A competência do Tribunal de Justiça para se pronunciar, a título prejudicial, sobre a interpretação ou a validade do direito da União é exercida por iniciativa exclusiva dos órgãos jurisdicionais nacionais, independentemente de as partes no processo principal terem ou não exprimido a intenção de submeterem uma questão prejudicial ao Tribunal de Justiça. Uma vez que é chamado a assumir a responsabilidade pela futura decisão judicial, é na verdade ao órgão jurisdicional nacional chamado a pronunciar-se sobre um litígio — e a ele apenas — que cabe apreciar, atendendo às particularidades de cada processo, quer a necessidade de um pedido de decisão prejudicial para o julgamento da causa quer a pertinência das questões que submete ao Tribunal de Justiça.
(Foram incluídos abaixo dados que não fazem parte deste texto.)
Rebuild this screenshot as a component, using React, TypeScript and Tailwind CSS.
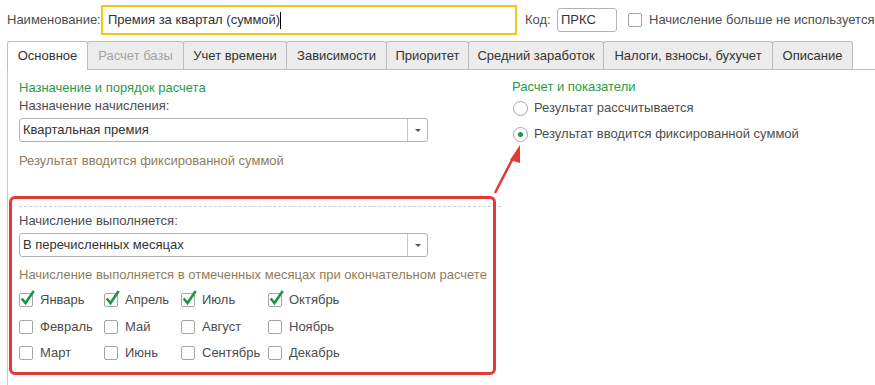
import React from "react";

const TABS = [
  { label: "Основное", w: "w-[81px]", active: true, disabled: false },
  { label: "Расчет базы", w: "w-[97px]", active: false, disabled: true },
  { label: "Учет времени", w: "w-[104px]", active: false, disabled: false },
  { label: "Зависимости", w: "w-[101px]", active: false, disabled: false },
  { label: "Приоритет", w: "w-[83px]", active: false, disabled: false },
  { label: "Средний заработок", w: "w-[136px]", active: false, disabled: false },
  { label: "Налоги, взносы, бухучет", w: "w-[170px]", active: false, disabled: false },
  { label: "Описание", w: "w-[81px]", active: false, disabled: false },
];

// grid fills row by row: Jan, Apr, Jul, Oct / Feb, May, ...
const MONTHS = [
  { name: "Январь", on: true },
  { name: "Апрель", on: true },
  { name: "Июль", on: true },
  { name: "Октябрь", on: true },
  { name: "Февраль", on: false },
  { name: "Май", on: false },
  { name: "Август", on: false },
  { name: "Ноябрь", on: false },
  { name: "Март", on: false },
  { name: "Июнь", on: false },
  { name: "Сентябрь", on: false },
  { name: "Декабрь", on: false },
];

function Checkbox({ checked }: { checked?: boolean }) {
  return (
    <span className="relative block h-[14px] w-[14px] shrink-0 rounded-[2px] border border-[#a6a6a6] bg-white">
      {checked && (
        <svg className="absolute left-0 top-[-4px]" width="15" height="16" viewBox="0 0 15 16">
          <path d="M2.5 9.5 L5.5 13 L13 2" fill="none" stroke="#1e9444" strokeWidth="2.6" strokeLinecap="square" />
        </svg>
      )}
    </span>
  );
}

function Radio({ checked }: { checked?: boolean }) {
  return (
    <span className="flex h-[15px] w-[15px] shrink-0 items-center justify-center rounded-full border border-[#a6a6a6] bg-white">
      {checked && <span className="h-[5px] w-[5px] rounded-full bg-[#1e9444]" />}
    </span>
  );
}

function Select({ value }: { value: string }) {
  return (
    <div className="flex h-[24px] w-[409px] rounded-[3px] border border-[#b3b3b3] bg-white">
      <div className="flex flex-1 items-center pl-[3px] text-[#333]">{value}</div>
      <div className="flex w-[20px] items-center justify-center border-l border-[#c6c6c6]">
        <span className="h-0 w-0 border-x-[3px] border-t-[3px] border-x-transparent border-t-[#555]" />
      </div>
    </div>
  );
}

export default function App() {
  return (
    <div className="relative h-[385px] w-[875px] overflow-hidden bg-white font-['Liberation_Sans',Arial,sans-serif] text-[13px] leading-[16px] text-[#4d4d4d]">
      {/* header row */}
      <div className="mt-[5px] flex h-[30px] items-center pl-[7px]">
        <span className="w-[94px]">Наименование:</span>
        <div className="flex h-[30px] w-[416px] items-center border-2 border-[#f5c518] pl-[5px] text-[#333]">
          Премия за квартал (суммой)
          <span className="h-[17px] w-px bg-black" />
        </div>
        <span className="ml-[8px] w-[32px]">Код:</span>
        <div className="flex h-[24px] w-[60px] items-center rounded-[3px] border border-[#b3b3b3] pl-[3px] text-[#333]">
          ПРКС
        </div>
        <span className="ml-[11px]">
          <Checkbox />
        </span>
        <span className="ml-[7px] whitespace-nowrap">Начисление больше не используется</span>
      </div>

      {/* tabs */}
      <div className="ml-[7px] mt-[7px] flex h-[28px] items-end border-b border-[#bdbdbd]">
        {TABS.map((t, i) => (
          <div
            key={t.label}
            className={
              (i > 0 ? "-ml-px " : "") +
              t.w +
              (t.active
                ? " relative z-10 -mb-px flex h-[29px] items-center justify-center rounded-t-[3px] border border-b-0 border-[#bdbdbd] bg-white pb-px text-[#333]"
                : " flex h-[28px] items-center justify-center rounded-t-[3px] border border-b-0 border-[#bdbdbd] bg-[#ececec]") +
              (t.disabled ? " text-[#a3a3a3]" : t.active ? "" : " text-[#333]")
            }
          >
            {t.label}
          </div>
        ))}
      </div>

      {/* panel */}
      <div className="ml-[7px] flex h-[315px] border-l border-[#c8c8c8]">
        <div className="relative w-[493px] pl-[11px] pt-[10px]">
          <div className="text-[#2a9a48]">Назначение и порядок расчета</div>
          <div className="mt-[2px]">Назначение начисления:</div>
          <div className="mt-[4px]">
            <Select value="Квартальная премия" />
          </div>
          <div className="mt-[11px] text-[#8f7d5a]">Результат вводится фиксированной суммой</div>

          <div className="mt-[37px] w-[482px] border-t border-dashed border-[#cfcfcf]" />
          <div className="mt-[6px]">Начисление выполняется:</div>
          <div className="mt-[4px]">
            <Select value="В перечисленных месяцах" />
          </div>
          <div className="mt-[10px] whitespace-nowrap text-[#8f7d5a]">
            Начисление выполняется в отмеченных месяцах при окончательном расчете
          </div>
          <div className="mt-[4px] grid grid-cols-[85px_77px_87px_120px]">
            {MONTHS.map((m) => (
              <div key={m.name} className="flex h-[26.5px] items-center gap-[7px]">
                <Checkbox checked={m.on} />
                <span>{m.name}</span>
              </div>
            ))}
          </div>

          {/* red annotation frame */}
          <div className="pointer-events-none absolute left-px top-[126px] h-[179px] w-[487px] rounded-[6px] border-[3px] border-[#e53935]" />
        </div>

        <div className="pl-[11px] pt-[9px]">
          <div className="text-[#2a9a48]">Расчет и показатели</div>
          <div className="mt-[3px] flex h-[20px] items-center gap-[6px] pl-px">
            <Radio />
            <span>Результат рассчитывается</span>
          </div>
          <div className="mt-[6px] flex h-[20px] items-center gap-[6px] pl-px">
            <Radio checked />
            <span>Результат вводится фиксированной суммой</span>
          </div>
        </div>
      </div>

      {/* red arrow */}
      <svg className="pointer-events-none absolute left-0 top-0" width="875" height="385">
        <line x1="495" y1="193" x2="513" y2="158" stroke="#e53935" strokeWidth="2.5" />
        <polygon points="520,145 510,160 520,163" fill="#e53935" />
      </svg>
    </div>
  );
}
Por outras palavras: não é por ser pedido – nem por não ter sido pedido – que um pedido de reenvio prejudicial deve ter lugar. Em todo o caso, deixe-se registado (com destaque aditado) qual foi o pedido formulado – só por si evidência da sua inviabilidade:

desde já se pugnando, no caso limite mas que não se concebe, de se considerar não ter a Requerente ter legitimidade para a apresentação deste pedido, o reenvio prejudicial da questão para o TJUE (cf. Artigo 267.º do Tratado sobre o Funcionamento da União Europeia).